You Can Never Have Too Much Data
When Cohen thinks about the biggest benefit Shutterstock has gained in its move to its cloud-based contact center, "data" is the first thing that pops to mind, he said. "We're a very data-hungry organization -- everything we do is based on data."

With a unified communications environment, Cohen gets a central feed of all Shutterstock call data. Using that call data, Cohen said his team measures a variety of factors, including the number of outgoing calls for account reps and call duration, by language, by queue, and by individual. It then publishes all of this insight in a self-service tool to which all managers and executives have access.

Shutterstock does its own analytics, tying together call data from 8x8 with in-house data to create the big picture. Cohen's team works with 8x8 APIs, he said, pulling down the data and importing it into its own formats and structure. "Just the ability to have a place that was opening up that data and having APIs readily available was so important. Prior to 8x8, I couldn't get to any of that at all."

With call data on hand, Shutterstock has been able to make a number of operational improvements, Cohen said. For example, it has changed how it schedules call agents based on the languages they speak -- moving from two shifts to three shifts. And, from learning gained through analyzing incoming call volume per language, by day and by hour, Shutterstock changed shift start and end times "so we could better align the needs of customers with when our reps are working."

In addition, the company has changed the distribution between chat and phone support based on insights gleaned from the data, Cohen said. "When we first started, we were kind of guessing on how many phone calls a rep was taking in a day -- and the number was wildly off.
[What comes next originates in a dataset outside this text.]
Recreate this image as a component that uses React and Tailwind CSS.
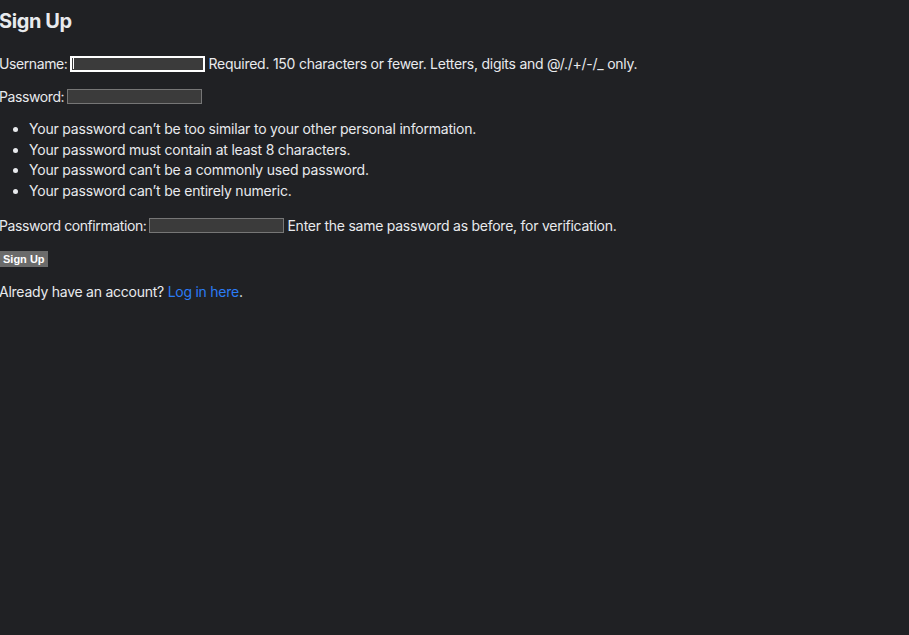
import React from 'react';

const font = { fontFamily: 'Inter, "Open Sans", sans-serif' };

function Field({ focused }) {
  if (focused) {
    return (
      <span className="flex h-[16px] w-[135px] items-center border-2 border-white bg-[#3b3b3b] pl-[1px]">
        <span className="h-[11px] w-[1px] bg-white" />
      </span>
    );
  }
  return <span className="block h-[15px] w-[135px] border border-[#767676] bg-[#3b3b3b]" />;
}

export default function App() {
  const rules = [
    'Your password can’t be too similar to your other personal information.',
    'Your password must contain at least 8 characters.',
    'Your password can’t be a commonly used password.',
    'Your password can’t be entirely numeric.',
  ];

  return (
    <div className="min-h-screen bg-[#202124] text-[14px] tracking-[-0.25px] text-[#e8eaed]" style={font}>
      <div className="-ml-[1px] pt-[5px]">
        <h2 className="text-[20px] font-bold leading-[32px] tracking-[-0.4px]">Sign Up</h2>

        <div className="mt-[16px] flex h-[21px] items-center gap-[3px] whitespace-nowrap">
          <span className="tracking-[-0.4px]">Username:</span>
          <Field focused />
          <span>Required. 150 characters or fewer. Letters, digits and @/./+/-/_ only.</span>
        </div>

        <div className="mt-[12px] flex h-[21px] items-center gap-[3px]">
          <span className="tracking-[-0.4px]">Password:</span>
          <Field />
        </div>

        <ul className="mt-[12px] list-disc pl-[30px] leading-[20.5px] tracking-[-0.2px]">
          {rules.map((r) => (
            <li key={r}>{r}</li>
          ))}
        </ul>

        <div className="mt-[14px] flex h-[21px] items-center gap-[3px] whitespace-nowrap">
          <span className="tracking-[-0.4px]">Password confirmation:</span>
          <Field />
          <span>Enter the same password as before, for verification.</span>
        </div>

        <div className="mt-[12px] flex h-[21px] items-center">
          <button
            type="submit"
            className="ml-[1px] h-[16px] bg-[#6b6b6b] px-[3px] text-[11px] font-bold leading-[16px] tracking-normal text-white"
            style={{ fontFamily: '"Liberation Sans", Arial, sans-serif' }}
          >
            Sign Up
          </button>
        </div>

        <p className="mt-[12px] leading-[21px]">
          Already have an account? <a href="#" className="text-[#2b7cf6]">Log in here</a>.
        </p>
      </div>
    </div>
  );
}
Because we had believed reps were handling many more phone calls a day than they were actually handling, we had also thought chat looked like a bad investment," he relayed. Measurements showed otherwise, however, with the phone calls "not nearly as efficient as everybody had thought they were."

Today Shutterstock agents handle about 60,000 contacts a month, about 30% of which are via the phone and the remainder through email and chat, Cohen said. Over the long term, he added, he expects Shutterstock agents to reduce their use of email and increase their use of chat and phone calls.

"Ideally, we'd love to target chat for quick questions, like 'Hey, I can't download this, what do I need to do?', and use phone for licensing questions and other things that require a little more nuance, as well as for things that have the potential to turn into sales. It's definitely easier to sell over the phone than it is to sell over chat," Cohen said.

If you think, like me, that it's unusual for the same guy to handle both communications and data analytics, you have to understand Shutterstock's data-driven mandate. Cohen joined Shutterstock in 2010 with the mandate to "run data" and make the company a data-driven organization. Leveraging the phone system, he said, was another way to do that. "I saw we had a gap in our data collection and we didn't have clean data." And that led him in pursuit of cloud-based, data-rich communications service.